Gençliğin sosyal medyaya takılan kesiminden de, az oy çıkartmadı, çıkartmaz.

x

İmamoğlu, başarısız bir belediye başkanlığı dönemi geçirdi, evet…

Birçok İstanbullu kendisinden, yönetiminden şikâyetçi, evet.

Durum açık.

Peki bu durum kendisine seçim kaybettirir mi?

Ak Parti medyası, Murat Kurum’u değil de, Ekrem imamoğlu’nu öne çıkartma hatasını yapar mı?

2019’daki hataları tekrarlar mı?

Buralara bakmak gerek.

Şunu söyleyebilirim ki, İstanbul Seçimi, Cumhur İttifakı, Ak Parti ve Murat Kurum açısından çok zorlu geçecek.

Cumhurbaşkanlığı seçiminden bile zorlu belki de!..

x

Ak Parti’nin iletişimine yön veren ben olsaydım…

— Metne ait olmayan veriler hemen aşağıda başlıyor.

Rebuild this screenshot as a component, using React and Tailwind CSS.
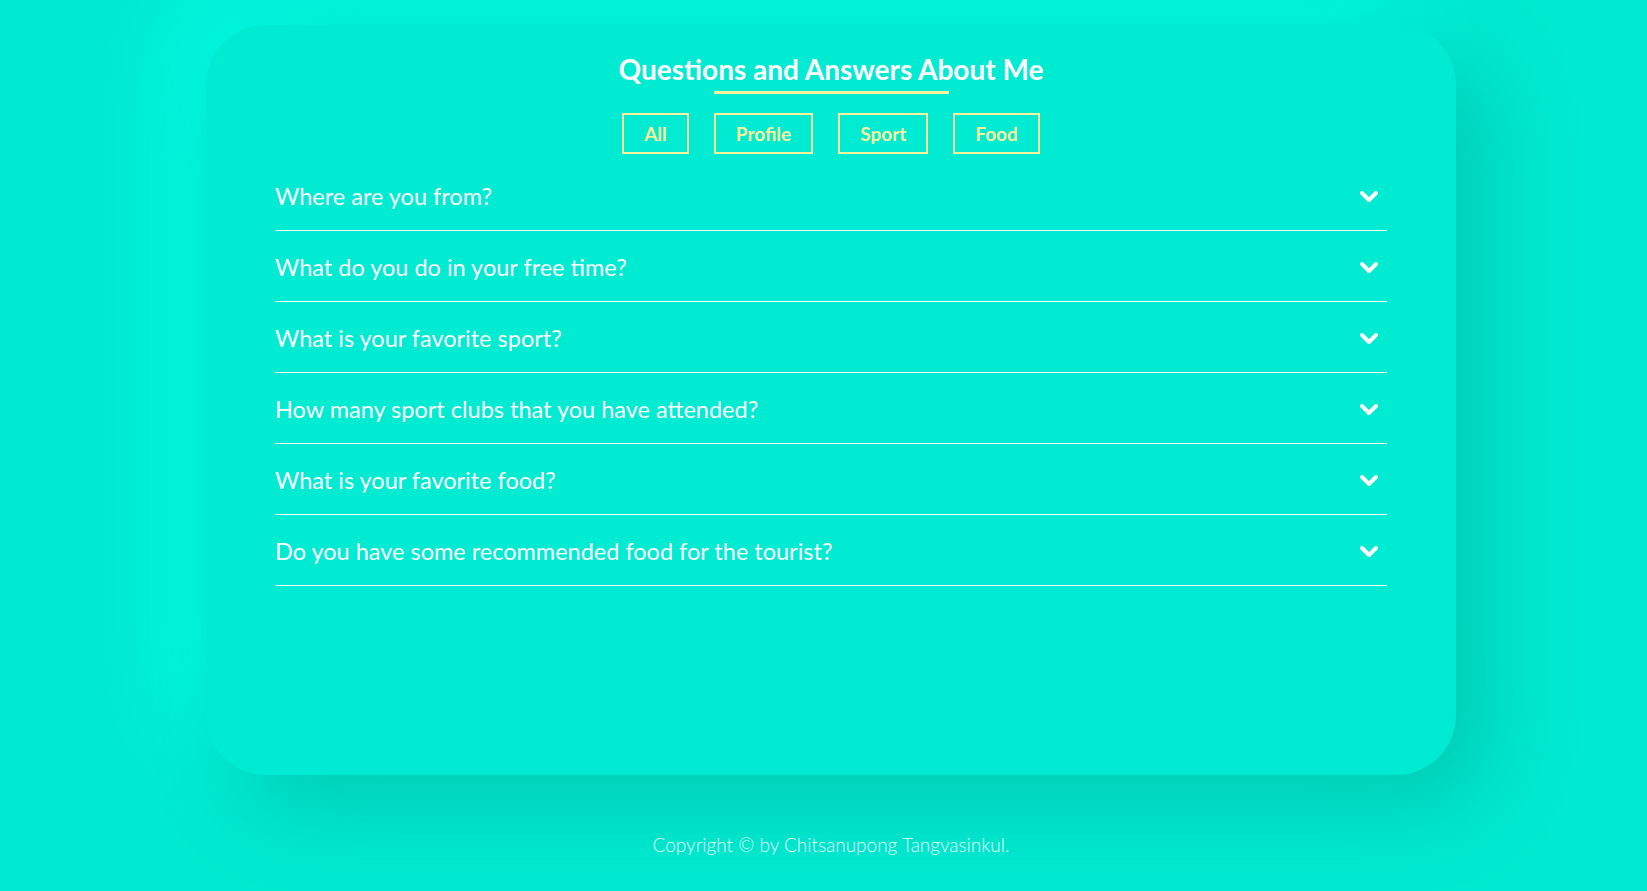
const FILTERS = ["All", "Profile", "Sport", "Food"];

const QUESTIONS = [
  "Where are you from?",
  "What do you do in your free time?",
  "What is your favorite sport?",
  "How many sport clubs that you have attended?",
  "What is your favorite food?",
  "Do you have some recommended food for the tourist?",
];

function Chevron() {
  return (
    <svg width="20" height="14" viewBox="0 0 20 14" className="shrink-0">
      <polyline
        points="3,3 10,10 17,3"
        fill="none"
        stroke="#ffffff"
        strokeWidth="4"
        strokeLinecap="round"
        strokeLinejoin="round"
      />
    </svg>
  );
}

export default function App() {
  return (
    <div
      className="min-h-[891px] w-full overflow-hidden bg-[#00ead1] pt-[25px]"
      style={{ fontFamily: "Lato, 'Noto Sans', sans-serif" }}
    >
      <div className="ml-[206px] h-[750px] w-[1250px] rounded-[60px] bg-[#00ebd2] px-[69px] pt-[26px] shadow-[30px_30px_90px_#00c9b3,-30px_-30px_90px_#00ffe6]">
        <div className="flex flex-col items-center">
          <h1 className="text-[28px] font-bold leading-[36px] text-white">
            Questions and Answers About Me
          </h1>
          <div className="mt-[4px] h-[3px] w-[235px] bg-[#f6f39c]" />
          <div className="mt-[19px] flex gap-[25px]">
            {FILTERS.map((f) => (
              <button
                key={f}
                className="h-[41px] border-2 border-[#f6f39c] px-[20px] pt-[1px] text-[19px] font-bold text-[#f6f39c]"
              >
                {f}
              </button>
            ))}
          </div>
        </div>

        <div className="mt-[6px]">
          {QUESTIONS.map((q) => (
            <div
              key={q}
              className="flex h-[71px] items-center justify-between border-b-[1.5px] border-white pt-[4px] pr-[8px]"
            >
              <span className="text-[23.5px] font-normal text-white">{q}</span>
              <Chevron />
            </div>
          ))}
        </div>
      </div>

      <div className="ml-[206px] w-[1250px] pt-[56px] text-center text-[19px] font-light text-white/90">
        Copyright © by Chitsanupong Tangvasinkul.
      </div>
    </div>
  );
}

İmamoğlu’nu hedef alan yayınların dozunu iyice azaltır, Murat Kurum’un İstanbul’a kazandırmayı vaat ettiklerini gündeme yerleştirirdim.

Deprem tehdidi, yapılması gerekenler, yapılacaklar mesela…

Yapılması vaat edilecekler…

“Küresel ısınma, iklim değişikliği” gibi konulara ağırlık verilmesinin de yıpratıcı etkileri olur, bunu da bir not olarak, bir yerlere düşelim!..

Bir de…

Sayın Erdoğan’ın bunca seçim kazanmasının sebepleri arasında muhalefetin sürekli olarak kendisini hedef alması, yıpratmaya çalışması da var.

Bir kişinin üzerine bu kadar da gidilmez ki!” dedirten saldırı kampanyaları…

Bir kişiyle fazla uğraşır, onu sürekli olarak yıpratmaya çalışırsanız, ters teper çoğu vakit.

Muvazene, ölçü meselesi çok mühimdir.

Ekrem İmamoğlu, bu seçim kampanyasında “Beni engellemek için ellerinden geleni yaptılar ama başaramadılar, görüyorsunuz hâlâ da benimle uğraşıp duruyorlar, çünkü onları yenebilen bir ben oldum!” a iyice abanacaktır!..

Murat Kurum, Ekrem İmamoğlu’nun kendisini çektiği alana gitmezse…

Onunla polemiğe girmezse…

Karşı tarafın neleri yapmadığından, neleri kötü yaptığından ya da neleri yapamadığından ziyade, kendisinin yapacaklarını anlatmaya yönelirse…

Vaktini böyle değerlendirirse…

Avantaj elde eder…

Bir de…

Binali Yıldırım, Ekrem İmamoğlu ile birebir canlı yayın tartışmasına çıkmıştı hatırlarsınız.

Murat Kurum buna da girmemeli.

“Tatil bana çok yakışıyor!” diyen bir Aday ile neyi, nasıl tartışacaksınız?